--- START OF DATA ---
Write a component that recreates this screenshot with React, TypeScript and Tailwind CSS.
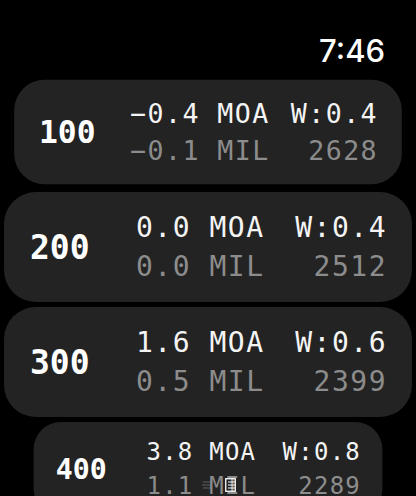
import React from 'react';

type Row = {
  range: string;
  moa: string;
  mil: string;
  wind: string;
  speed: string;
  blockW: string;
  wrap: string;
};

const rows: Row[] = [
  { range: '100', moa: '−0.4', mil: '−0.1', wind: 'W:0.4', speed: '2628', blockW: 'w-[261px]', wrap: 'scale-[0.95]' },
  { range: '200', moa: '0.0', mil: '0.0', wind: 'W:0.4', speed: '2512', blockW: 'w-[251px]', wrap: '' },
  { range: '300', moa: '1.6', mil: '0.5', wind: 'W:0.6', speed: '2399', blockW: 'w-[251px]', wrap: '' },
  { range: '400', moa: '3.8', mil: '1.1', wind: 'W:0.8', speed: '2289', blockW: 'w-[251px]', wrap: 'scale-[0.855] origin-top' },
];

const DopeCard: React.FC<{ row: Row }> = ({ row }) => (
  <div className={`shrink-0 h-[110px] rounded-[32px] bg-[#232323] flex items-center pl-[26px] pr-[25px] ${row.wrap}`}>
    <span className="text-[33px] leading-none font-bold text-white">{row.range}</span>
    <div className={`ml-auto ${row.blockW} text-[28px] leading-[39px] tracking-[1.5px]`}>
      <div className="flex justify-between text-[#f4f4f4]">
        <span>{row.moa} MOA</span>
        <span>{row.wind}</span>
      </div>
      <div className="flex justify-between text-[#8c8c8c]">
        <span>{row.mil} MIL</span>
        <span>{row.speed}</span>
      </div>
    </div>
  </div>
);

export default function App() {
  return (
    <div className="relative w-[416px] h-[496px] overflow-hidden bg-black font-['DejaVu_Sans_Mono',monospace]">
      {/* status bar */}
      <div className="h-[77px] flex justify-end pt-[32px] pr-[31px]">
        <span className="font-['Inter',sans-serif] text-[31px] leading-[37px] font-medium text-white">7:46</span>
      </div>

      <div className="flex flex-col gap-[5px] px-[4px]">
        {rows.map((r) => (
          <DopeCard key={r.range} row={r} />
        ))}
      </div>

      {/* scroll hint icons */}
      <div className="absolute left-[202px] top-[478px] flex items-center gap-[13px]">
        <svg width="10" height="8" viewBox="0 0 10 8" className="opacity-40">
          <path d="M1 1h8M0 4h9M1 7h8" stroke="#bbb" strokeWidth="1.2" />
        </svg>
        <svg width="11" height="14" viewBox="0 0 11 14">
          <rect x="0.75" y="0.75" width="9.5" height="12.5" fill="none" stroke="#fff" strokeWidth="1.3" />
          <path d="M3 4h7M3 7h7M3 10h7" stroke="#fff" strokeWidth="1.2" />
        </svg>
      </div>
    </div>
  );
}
--- END OF DATA ---
▶ PROBLEM DESCRIPTION
Every line above should be returned exactly; the pictures stay out.

▶ ANSWER FOR THE TASK
Write a component that recreates this screenshot with React, TypeScript and Tailwind CSS.
import React from 'react';

type Row = {
  range: string;
  moa: string;
  mil: string;
  wind: string;
  speed: string;
  blockW: string;
  wrap: string;
};

const rows: Row[] = [
  { range: '100', moa: '−0.4', mil: '−0.1', wind: 'W:0.4', speed: '2628', blockW: 'w-[261px]', wrap: 'scale-[0.95]' },
  { range: '200', moa: '0.0', mil: '0.0', wind: 'W:0.4', speed: '2512', blockW: 'w-[251px]', wrap: '' },
  { range: '300', moa: '1.6', mil: '0.5', wind: 'W:0.6', speed: '2399', blockW: 'w-[251px]', wrap: '' },
  { range: '400', moa: '3.8', mil: '1.1', wind: 'W:0.8', speed: '2289', blockW: 'w-[251px]', wrap: 'scale-[0.855] origin-top' },
];

const DopeCard: React.FC<{ row: Row }> = ({ row }) => (
  <div className={`shrink-0 h-[110px] rounded-[32px] bg-[#232323] flex items-center pl-[26px] pr-[25px] ${row.wrap}`}>
    <span className="text-[33px] leading-none font-bold text-white">{row.range}</span>
    <div className={`ml-auto ${row.blockW} text-[28px] leading-[39px] tracking-[1.5px]`}>
      <div className="flex justify-between text-[#f4f4f4]">
        <span>{row.moa} MOA</span>
        <span>{row.wind}</span>
      </div>
      <div className="flex justify-between text-[#8c8c8c]">
        <span>{row.mil} MIL</span>
        <span>{row.speed}</span>
      </div>
    </div>
  </div>
);

export default function App() {
  return (
    <div className="relative w-[416px] h-[496px] overflow-hidden bg-black font-['DejaVu_Sans_Mono',monospace]">
      {/* status bar */}
      <div className="h-[77px] flex justify-end pt-[32px] pr-[31px]">
        <span className="font-['Inter',sans-serif] text-[31px] leading-[37px] font-medium text-white">7:46</span>
      </div>

      <div className="flex flex-col gap-[5px] px-[4px]">
        {rows.map((r) => (
          <DopeCard key={r.range} row={r} />
        ))}
      </div>

      {/* scroll hint icons */}
      <div className="absolute left-[202px] top-[478px] flex items-center gap-[13px]">
        <svg width="10" height="8" viewBox="0 0 10 8" className="opacity-40">
          <path d="M1 1h8M0 4h9M1 7h8" stroke="#bbb" strokeWidth="1.2" />
        </svg>
        <svg width="11" height="14" viewBox="0 0 11 14">
          <rect x="0.75" y="0.75" width="9.5" height="12.5" fill="none" stroke="#fff" strokeWidth="1.3" />
          <path d="M3 4h7M3 7h7M3 10h7" stroke="#fff" strokeWidth="1.2" />
        </svg>
      </div>
    </div>
  );
}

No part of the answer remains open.